[Records with interface code]
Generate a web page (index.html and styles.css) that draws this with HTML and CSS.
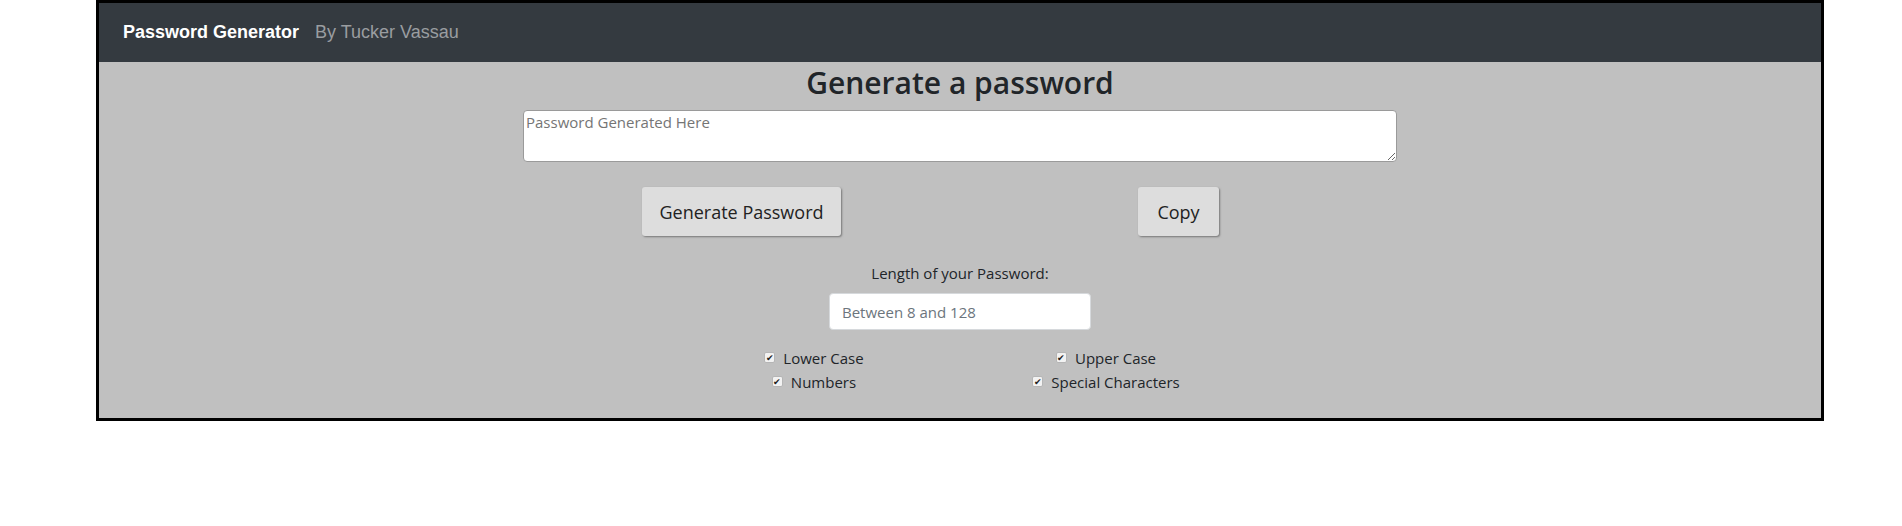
FILE: index.html
```html
<!DOCTYPE html>
<html lang="en">
<head>
<meta charset="utf-8">
<title>Password Generator</title>
<link rel="stylesheet" href="styles.css">
</head>
<body>
<div class="frame">
  <nav class="navbar">
    <span class="brand">Password Generator</span>
    <span class="by">By Tucker Vassau</span>
  </nav>
  <main class="main">
    <h2 class="title">Generate a password</h2>
    <textarea class="output" placeholder="Password Generated Here"></textarea>
    <div class="actions">
      <div class="cell"><button class="btn">Generate Password</button></div>
      <div class="cell"><button class="btn btn-copy">Copy</button></div>
    </div>
    <label class="len-label">Length of your Password:</label>
    <input class="len-input" type="text" placeholder="Between 8 and 128">
    <div class="options">
      <div class="col">
        <label class="opt"><span class="box">&#10004;</span>Lower Case</label>
        <label class="opt"><span class="box">&#10004;</span>Numbers</label>
      </div>
      <div class="col">
        <label class="opt"><span class="box">&#10004;</span>Upper Case</label>
        <label class="opt"><span class="box">&#10004;</span>Special Characters</label>
      </div>
    </div>
  </main>
</div>
</body>
</html>
```
FILE: styles.css
```css
* { box-sizing: border-box; }
html, body { margin: 0; padding: 0; background: #fff; }
body { font-family: "Open Sans", "Noto Sans", sans-serif; color: #212529; }

.frame {
  margin-left: 96px;
  width: 1728px;
  border: 3px solid #000;
  background: #c0c0c0;
}

.navbar {
  height: 59px;
  background: #343a40;
  display: flex;
  align-items: center;
  padding-left: 24px;
  font-family: "Liberation Sans", Arial, sans-serif;
}
.brand { color: #fff; font-weight: bold; font-size: 18px; margin-right: 16px; }
.by { color: #9a9da0; font-size: 18px; }

.main {
  display: flex;
  flex-direction: column;
  align-items: center;
  padding-bottom: 24px;
}
.title {
  margin: 1px 0 7px;
  font-size: 30px;
  font-weight: 600;
  line-height: 40px;
  color: #212529;
}
.output {
  display: block;
  width: 874px;
  height: 52px;
  border: 1px solid #9a9a9a;
  border-radius: 4px;
  padding: 1px 2px;
  font-family: "Open Sans", sans-serif;
  font-size: 15px;
  background: #fff;
  resize: vertical;
}
.output::placeholder { color: #757575; }

.actions {
  width: 874px;
  display: grid;
  grid-template-columns: 1fr 1fr;
  margin-top: 25px;
}
.cell { display: flex; justify-content: center; }
.btn {
  height: 49px;
  padding: 0 17px;
  background: #dddddd;
  border: none;
  border-radius: 3px;
  box-shadow: 1px 1px 2px #777;
  font-family: "Open Sans", sans-serif;
  font-size: 18px;
  color: #222;
}
.btn-copy { padding: 0 19px; }

.len-label {
  margin-top: 26px;
  font-size: 15px;
  line-height: 22px;
}
.len-input {
  margin-top: 9px;
  width: 262px;
  height: 37px;
  border: 1px solid #d6d9dc;
  border-radius: 4px;
  padding: 0 12px;
  font-family: "Open Sans", sans-serif;
  font-size: 15px;
  background: #fff;
}
.len-input::placeholder { color: #6c757d; }

.options {
  margin-top: 16px;
  display: grid;
  grid-template-columns: 292px 292px;
}
.col { display: flex; flex-direction: column; align-items: center; }
.opt {
  display: flex;
  align-items: center;
  height: 24px;
  font-size: 15px;
}
.box {
  width: 11px;
  height: 11px;
  margin-right: 8px;
  background: #f2f2f2;
  border: 1px solid #b5b5b5;
  border-radius: 2px;
  font-size: 9px;
  line-height: 9px;
  text-align: center;
  color: #222;
  margin-top: -2px;
}
```
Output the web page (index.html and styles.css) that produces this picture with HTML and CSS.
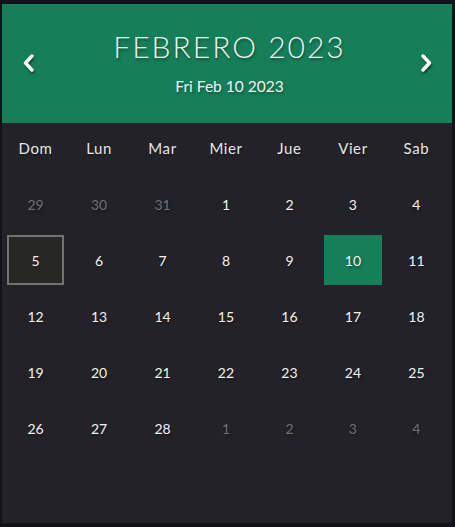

● SET TASK
All of the records above must be copied exactly, except for the pictures.

● SOLUTION FOR THIS PROBLEM
Generate a web page (index.html and styles.css) that draws this with HTML and CSS.
FILE: index.html
```html
<!DOCTYPE html>
<html lang="en">
<head>
<meta charset="utf-8">
<title>Password Generator</title>
<link rel="stylesheet" href="styles.css">
</head>
<body>
<div class="frame">
  <nav class="navbar">
    <span class="brand">Password Generator</span>
    <span class="by">By Tucker Vassau</span>
  </nav>
  <main class="main">
    <h2 class="title">Generate a password</h2>
    <textarea class="output" placeholder="Password Generated Here"></textarea>
    <div class="actions">
      <div class="cell"><button class="btn">Generate Password</button></div>
      <div class="cell"><button class="btn btn-copy">Copy</button></div>
    </div>
    <label class="len-label">Length of your Password:</label>
    <input class="len-input" type="text" placeholder="Between 8 and 128">
    <div class="options">
      <div class="col">
        <label class="opt"><span class="box">&#10004;</span>Lower Case</label>
        <label class="opt"><span class="box">&#10004;</span>Numbers</label>
      </div>
      <div class="col">
        <label class="opt"><span class="box">&#10004;</span>Upper Case</label>
        <label class="opt"><span class="box">&#10004;</span>Special Characters</label>
      </div>
    </div>
  </main>
</div>
</body>
</html>
```
FILE: styles.css
```css
* { box-sizing: border-box; }
html, body { margin: 0; padding: 0; background: #fff; }
body { font-family: "Open Sans", "Noto Sans", sans-serif; color: #212529; }

.frame {
  margin-left: 96px;
  width: 1728px;
  border: 3px solid #000;
  background: #c0c0c0;
}

.navbar {
  height: 59px;
  background: #343a40;
  display: flex;
  align-items: center;
  padding-left: 24px;
  font-family: "Liberation Sans", Arial, sans-serif;
}
.brand { color: #fff; font-weight: bold; font-size: 18px; margin-right: 16px; }
.by { color: #9a9da0; font-size: 18px; }

.main {
  display: flex;
  flex-direction: column;
  align-items: center;
  padding-bottom: 24px;
}
.title {
  margin: 1px 0 7px;
  font-size: 30px;
  font-weight: 600;
  line-height: 40px;
  color: #212529;
}
.output {
  display: block;
  width: 874px;
  height: 52px;
  border: 1px solid #9a9a9a;
  border-radius: 4px;
  padding: 1px 2px;
  font-family: "Open Sans", sans-serif;
  font-size: 15px;
  background: #fff;
  resize: vertical;
}
.output::placeholder { color: #757575; }

.actions {
  width: 874px;
  display: grid;
  grid-template-columns: 1fr 1fr;
  margin-top: 25px;
}
.cell { display: flex; justify-content: center; }
.btn {
  height: 49px;
  padding: 0 17px;
  background: #dddddd;
  border: none;
  border-radius: 3px;
  box-shadow: 1px 1px 2px #777;
  font-family: "Open Sans", sans-serif;
  font-size: 18px;
  color: #222;
}
.btn-copy { padding: 0 19px; }

.len-label {
  margin-top: 26px;
  font-size: 15px;
  line-height: 22px;
}
.len-input {
  margin-top: 9px;
  width: 262px;
  height: 37px;
  border: 1px solid #d6d9dc;
  border-radius: 4px;
  padding: 0 12px;
  font-family: "Open Sans", sans-serif;
  font-size: 15px;
  background: #fff;
}
.len-input::placeholder { color: #6c757d; }

.options {
  margin-top: 16px;
  display: grid;
  grid-template-columns: 292px 292px;
}
.col { display: flex; flex-direction: column; align-items: center; }
.opt {
  display: flex;
  align-items: center;
  height: 24px;
  font-size: 15px;
}
.box {
  width: 11px;
  height: 11px;
  margin-right: 8px;
  background: #f2f2f2;
  border: 1px solid #b5b5b5;
  border-radius: 2px;
  font-size: 9px;
  line-height: 9px;
  text-align: center;
  color: #222;
  margin-top: -2px;
}
```
Output the web page (index.html and styles.css) that produces this picture with HTML and CSS.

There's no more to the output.